The Niçoise doesn't quite gel enough to stand on its own (I'm not sold on the white anchovies subbed for tuna) but has a bit too much going on to complement the meats as a straight side. Kale with chickpeas is heavily sauced, and the gooey eggplant salad is again too plain to stand as a solo but so rich that it's a bit competitive as a side. But they nail it with the corn on the cob (well coloured from the smoker) and the mash with gravy (enriched with chicken fat, a hangover from Powell's time at Mary's).
The menu lists just one dessert, the pouding chômeur, a French-Canadian dish which loosely translates as unemployment pudding. It's a tribute to the Québécois spirit, then, that rather than firing up the dole-bowl and gathering around something profoundly depressing and calorific from Domino's, they came up with a profoundly calorific and cheering maple-syrupy cake thing instead. Kimberley Gastmeier's version is just shy of a foot wide, served in a foil tin hot from the oven and topped with a scoop of ice-cream. Gastmeier knows her stuff. Give me her beautifully made Paris-Brest, the almond-crusted choux sandwiching praline cream, over any 10 given examples of the ubiquitous crumble-quenelle-smear-dust routine.

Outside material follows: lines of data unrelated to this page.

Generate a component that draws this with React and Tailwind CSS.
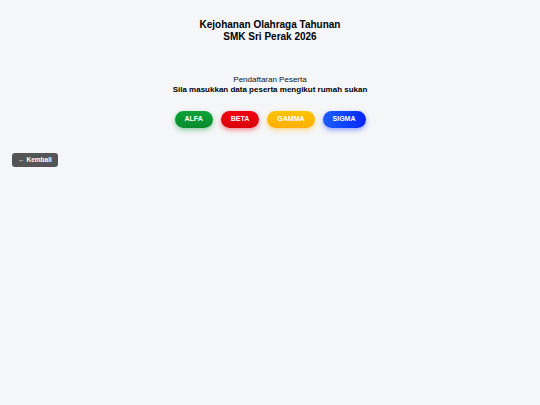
export default function App() {
  const teams = [
    { name: "ALFA", cls: "bg-gradient-to-b from-[#0fa33a] to-[#078a2b] shadow-[0_2px_5px_rgba(0,150,50,0.45)]" },
    { name: "BETA", cls: "bg-gradient-to-b from-[#f00010] to-[#d8000a] shadow-[0_2px_5px_rgba(230,0,20,0.45)]" },
    { name: "GAMMA", cls: "bg-gradient-to-b from-[#ffc400] to-[#ffae00] shadow-[0_2px_5px_rgba(255,180,0,0.45)]" },
    { name: "SIGMA", cls: "bg-gradient-to-r from-[#1e5bff] to-[#0a1fff] shadow-[0_2px_5px_rgba(20,60,255,0.45)]" },
  ];
  return (
    <div className="min-h-[405px] bg-[#f5f6f8] font-['Liberation_Sans',Arial,sans-serif] text-black">
      <div className="pt-[19px] text-center leading-[12px]">
        <div className="text-[10px] font-semibold">Kejohanan Olahraga Tahunan</div>
        <div className="text-[10px] font-bold">SMK Sri Perak 2026</div>
      </div>
      <div className="mt-[32px] text-center text-[8px] leading-[10px]">
        <div className="text-[#111]">Pendaftaran Peserta</div>
        <div className="font-semibold">Sila masukkan data peserta mengikut rumah sukan</div>
      </div>
      <div className="mt-[16px] flex justify-center gap-[8px]">
        {teams.map((t) => (
          <button
            key={t.name}
            className={`h-[17px] rounded-full px-[10px] text-[7px] font-bold text-white ${t.cls}`}
          >
            {t.name}
          </button>
        ))}
      </div>
      <div className="mt-[17px] pl-[12px]">
        <button className="h-[14px] w-[46px] rounded-[3px] bg-[#555555] text-[6.5px] font-bold text-white">
          ← Kembali
        </button>
      </div>
    </div>
  );
}
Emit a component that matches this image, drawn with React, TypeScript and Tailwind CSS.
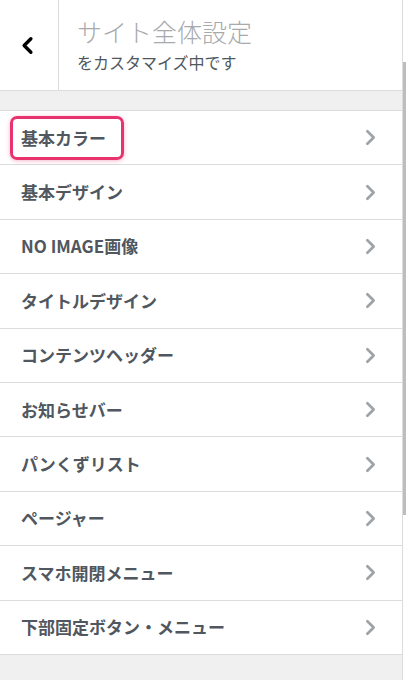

There are those who would say that a chef with a background at Tetsuya's and Mugaritz stepping away from the foam guns to open a place with staff decked out in branded tees and caps is a regression. But if they're blind to the exacting detail Luke Powell and his team bring to bear on their corner of the food universe, then there's no helping them. I'm happy to live in a city where I can sit down to a meal rich in truffles and Serge Gainsbourg one night, then hunker down over a mighty platter of quality smoked meats the next while the stereo plays The Datsuns' "MF from Hell", and find equal dedication on the part of both restaurants. This is Sydney, after all. We're not about one thing to the exclusion of the other - we want both. And you'd best make that a double-helping.